→ WRITTEN PROBLEM
Identify the lines that include the word "styles", then copy all of them.
◇ ◇ ◇
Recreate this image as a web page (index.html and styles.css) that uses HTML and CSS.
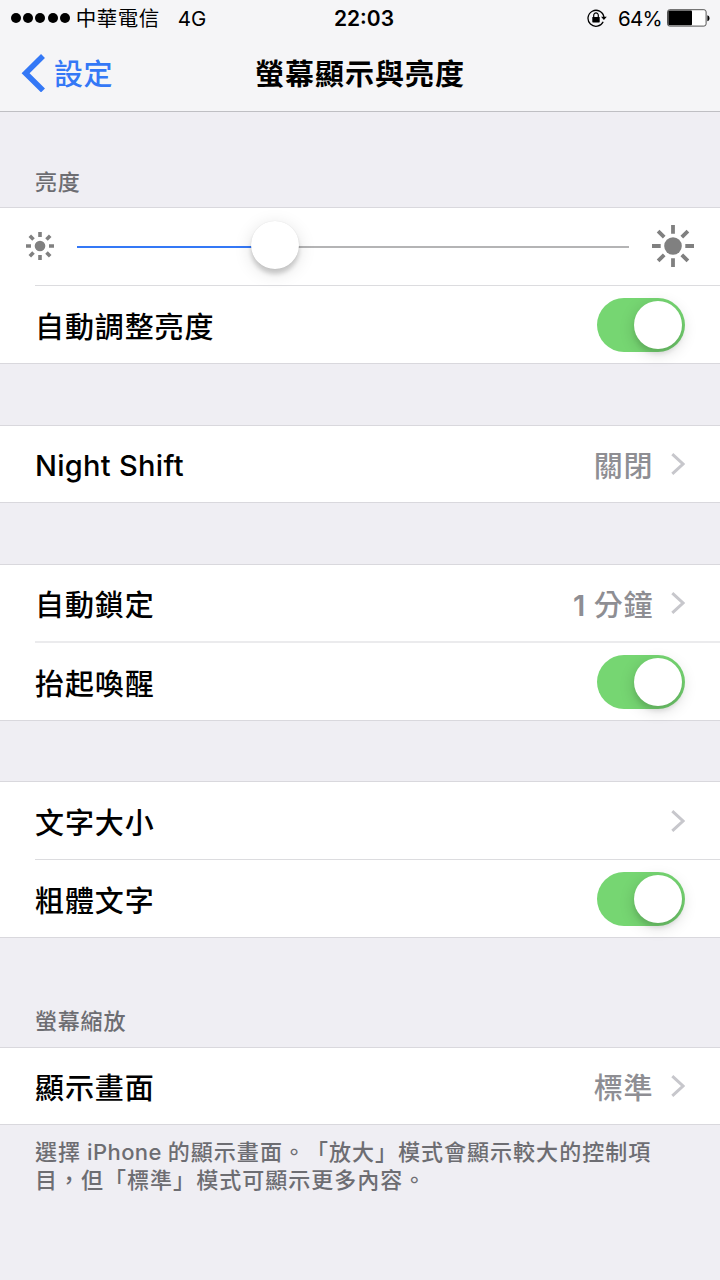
FILE: index.html
```html
<!DOCTYPE html>
<html lang="zh-Hant">
<head>
<meta charset="utf-8">
<title>螢幕顯示與亮度</title>
<link rel="stylesheet" href="styles.css">
</head>
<body>
<header class="top">
  <div class="status">
    <div class="carrier">
      <span class="dots"><i></i><i></i><i></i><i></i><i></i></span>
      <span class="operator">中華電信</span>
      <span class="network">4G</span>
    </div>
    <div class="clock">22:03</div>
    <div class="power">
      <svg class="lock" width="20" height="18" viewBox="0 0 20 18">
        <path d="M16.2 12.8A8 8 0 1 1 16.9 8" fill="none" stroke="#000" stroke-width="1.3"/>
        <path d="M14 7.8h5.8l-2.9 3.2z"/>
        <rect x="5.3" y="7.9" width="7.4" height="5.5" rx=".6"/>
        <path d="M6.7 8.2V6.2a2.3 2.3 0 0 1 4.6 0v2" fill="none" stroke="#000" stroke-width="1.2"/>
      </svg>
      <span class="percent">64%</span>
      <svg class="battery" width="43" height="18" viewBox="0 0 43 18">
        <rect x=".5" y=".7" width="38.6" height="16.4" rx="2.2" fill="#fff" stroke="#555" stroke-width="1"/>
        <rect x="1.3" y="1.5" width="23.7" height="14.8" rx="1"/>
        <path d="M40.4 6.2c2.8.6 2.8 5.4 0 6z"/>
      </svg>
    </div>
  </div>
  <nav class="nav">
    <a class="back">
      <svg width="24" height="38" viewBox="0 0 24 38"><path d="M22 2 4.6 19.2 22 36.4" fill="none" stroke="#3478f6" stroke-width="5.6"/></svg>
      <span>設定</span>
    </a>
    <h1>螢幕顯示與亮度</h1>
  </nav>
</header>

<main>
  <h2 class="caption">亮度</h2>
  <section class="group">
    <div class="row slider-row">
      <svg class="sun" width="28" height="28" viewBox="-14 -14 28 28">
        <circle r="5.3" fill="#808080"/>
        <path d="M0-14V-9M0 14V9M-14 0H-9M14 0H9M-10.2-10.2-6.5-6.5M10.2 10.2 6.5 6.5M-10.2 10.2-6.5 6.5M10.2-10.2 6.5-6.5" stroke="#808080" stroke-width="3.6"/>
      </svg>
      <div class="slider"><div class="fill"></div><div class="knob"></div></div>
      <svg class="sun" width="42" height="42" viewBox="-21 -21 42 42">
        <circle r="8.8" fill="#808080"/>
        <path d="M0-21V-12.3M0 21V12.3M-21 0H-12.3M21 0H12.3M-14.9-14.9-8.8-8.8M14.9 14.9 8.8 8.8M-14.9 14.9-8.8 8.8M14.9-14.9 8.8-8.8" stroke="#808080" stroke-width="3.8"/>
      </svg>
    </div>
    <div class="row split"><span class="label">自動調整亮度</span><span class="switch"></span></div>
  </section>

  <section class="group">
    <div class="row short"><span class="label latin">Night Shift</span><span class="value">關閉</span><svg class="chevron" viewBox="0 0 14 22"><path d="m1.3 1.2 10.7 9.8-10.7 9.8"/></svg></div>
  </section>

  <section class="group">
    <div class="row short"><span class="label">自動鎖定</span><span class="value"><span class="digit">1</span>分鐘</span><svg class="chevron" viewBox="0 0 14 22"><path d="m1.3 1.2 10.7 9.8-10.7 9.8"/></svg></div>
    <div class="row split soft"><span class="label">抬起喚醒</span><span class="switch"></span></div>
  </section>

  <section class="group fourth">
    <div class="row"><span class="label">文字大小</span><svg class="chevron" viewBox="0 0 14 22"><path d="m1.3 1.2 10.7 9.8-10.7 9.8"/></svg></div>
    <div class="row split"><span class="label">粗體文字</span><span class="switch"></span></div>
  </section>

  <h2 class="caption second">螢幕縮放</h2>
  <section class="group">
    <div class="row short"><span class="label">顯示畫面</span><span class="value">標準</span><svg class="chevron" viewBox="0 0 14 22"><path d="m1.3 1.2 10.7 9.8-10.7 9.8"/></svg></div>
  </section>
  <p class="note">選擇<span class="phone">iPhone</span>的顯示畫面。「放大」模式會顯示較大的控制項<br>目，但「標準」模式可顯示更多內容。</p>
</main>
</body>
</html>
```

FILE: styles.css
```css
* { box-sizing: border-box; }
body {
  margin: 0;
  width: 720px;
  height: 1280px;
  overflow: hidden;
  background: #efeef3;
  color: #000;
  font-family: "Noto Sans CJK TC", "Liberation Sans", sans-serif;
}
h1, h2, p { margin: 0; font-weight: 500; }
svg { display: block; flex: none; }

.top {
  height: 112px;
  background: #f5f5f7;
  border-bottom: 1px solid #bfbfc3;
}
.status {
  display: grid;
  grid-template-columns: 1fr auto 1fr;
  align-items: center;
  height: 36px;
  padding: 0 10px 0 11px;
  line-height: 32px;
}
.carrier, .power { display: flex; align-items: center; height: 36px; }
.dots { display: flex; gap: 2.2px; }
.dots i { width: 10px; height: 10px; border-radius: 50%; background: #000; }
.operator { margin-left: 6px; padding-bottom: 2px; font-size: 20.5px; letter-spacing: .5px; }
.network, .clock, .percent { font-family: Inter, sans-serif; }
.network { margin-left: 18px; padding-top: 1px; font-size: 20.5px; }
.clock { padding: 2px 0 0 7px; font-size: 21px; font-weight: 600; letter-spacing: 0; }
.power { justify-content: flex-end; }
.percent { margin-left: 10px; padding-top: 1px; font-size: 20.5px; letter-spacing: -.7px; }
.lock { margin-right: 1px; }
.battery { margin-left: 5px; }

.nav {
  display: grid;
  grid-template-columns: 1fr auto 1fr;
  align-items: center;
  height: 75px;
  padding: 0 21px 2px;
}
.back { display: flex; align-items: center; color: #3478f6; font-size: 29px; line-height: 40px; font-weight: 500; }
.back span { margin-left: 9px; padding-bottom: 2px; letter-spacing: .5px; }
.nav h1 { padding-bottom: 1px; font-size: 29px; font-weight: 700; letter-spacing: 1px; line-height: 40px; }

.caption {
  height: 95px;
  padding: 52px 35px 0;
  font-size: 22px;
  line-height: 32px;
  letter-spacing: .8px;
  color: #6d6d72;
}
.caption.second { height: 109px; padding-top: 65px; }
.group {
  background: #fff;
  border-top: 1px solid #d9d8dd;
  border-bottom: 1px solid #d9d8dd;
}
.group + .group { margin-top: 61px; }
.group + .group.fourth { margin-top: 60px; }
.row {
  display: flex;
  align-items: center;
  height: 77px;
  padding: 0 35px;
}
.row.short { height: 76px; }
.row.split {
  height: 78px;
  padding-top: 2px;
  background: linear-gradient(#dcdcdf, #dcdcdf) 35px 0 / 100% 1px no-repeat;
}
.row.soft { height: 79px; background: linear-gradient(#ebebed, #ebebed) 35px 0 / 100% 2px no-repeat; }
.label { flex: 1; font-size: 29px; font-weight: 500; letter-spacing: .9px; }
.label.latin { padding-top: 2px; font-family: Inter, sans-serif; font-size: 29px; letter-spacing: .3px; }
.value { color: #8e8e93; font-size: 29px; font-weight: 500; letter-spacing: .6px; }
.digit { margin-right: 8px; font-family: Inter, sans-serif; font-weight: 600; }
.chevron { width: 14px; height: 22px; margin-left: 18px; }
.chevron path { fill: none; stroke: #c7c7cc; stroke-width: 3; }

.slider-row { padding: 0 26px; }
.sun { margin-bottom: 2px; }
.slider {
  position: relative;
  flex: 1;
  height: 2px;
  margin: 1px 23px 0;
  background: #b4b4b5;
}
.fill { width: 190px; height: 2px; background: #3478f6; }
.knob {
  position: absolute;
  left: 174px;
  top: -25px;
  width: 48px;
  height: 48px;
  border-radius: 50%;
  background: #fff;
  box-shadow: 0 5px 4px rgba(0,0,0,.16), 0 4px 18px rgba(0,0,0,.13), 0 0 1px rgba(0,0,0,.12);
}
.switch {
  display: flex;
  justify-content: flex-end;
  width: 88.5px;
  height: 54px;
  padding: 3px;
  border-radius: 27px;
  background: #76d672;
}
.switch::after {
  content: "";
  width: 48px;
  height: 48px;
  border-radius: 50%;
  background: #fff;
  box-shadow: 0 5px 4px rgba(0,0,0,.08), 0 4px 15px rgba(0,0,0,.17);
}
.note {
  padding: 11px 35px 0;
  font-size: 22px;
  line-height: 28px;
  letter-spacing: 1.02px;
  white-space: nowrap;
  text-spacing-trim: space-all;
  color: #6d6d72;
}
.phone { margin: 0 6px; font-family: Inter, sans-serif; line-height: 1; letter-spacing: .4px; }
```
◇ ◇ ◇
→ CORRECT RESPONSE
Recreate this image as a web page (index.html and styles.css) that uses HTML and CSS.
<link rel="stylesheet" href="styles.css">
FILE: styles.css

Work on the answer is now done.